In an effort to encourage immigration and commercial agriculture [in the Deep South, state- subsidized so-called plantation banks] simultaneously monetized agricultural economies and provided long-term mortgage credit for farm purchase and improvement. In the end, this experiment failed, but not as much from an inherent inconsistency between the two objectives as from bad timing. Six of seven plantation banks, with a combined capital in excess of $20 million, were established in the mid-1830s and had inadequate opportunity to establish themselves on a sound footing before the panics of 1837 and 1839 devolved into an extended commercial depression. . . . .

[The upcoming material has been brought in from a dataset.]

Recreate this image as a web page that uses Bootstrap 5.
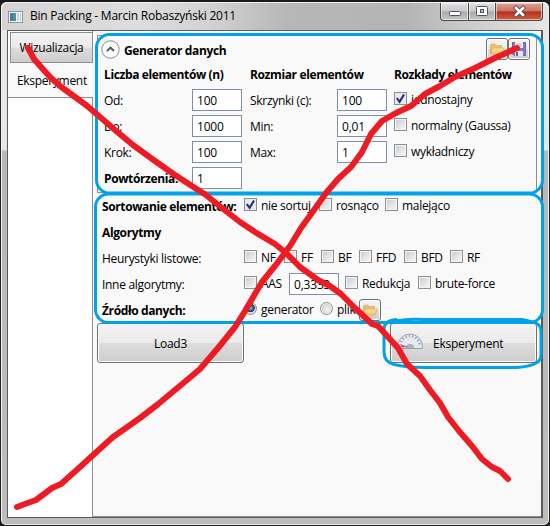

[B]ranch banking promoted financial stability. Where the large number of small unit banks in the northeastern United States inhibited the formation of effective mutual guaranty coalitions, the small number of large branch banks in the South and West encouraged the establishment of such coalitions. There was, however, an arduous learning process. New evidence shows that interbank coalitions formed in the late 1830s were neither as effective nor as stable as those formed in the late 1850s. The lessons learned in the earlier period translated to success 20 years later. . . .

Toward Rationalization
[B]anking services grew in accordance with overall growth in the economy [in the early 19th century]. One exception was the mid-1830s, when a speculative wave poured over the United States and banking grew faster than most economic indicators. High credit demand drove up bank profitability, which induced entry and increased bank capital and specie leverage ratios. The bubble burst when actions at the Bank of England sharply drove up short-term interest rates, which diminished bank profitability and pushed some into insolvency. After 1843, bank lending and private investment moved together up to the outbreak of the Civil War. Federal policy during the war, particularly the National Banking Acts of 1863 and 1864, rationalized U.S. banking structure and diminished the importance of state banking and the differences inherent in a decentralized federalism.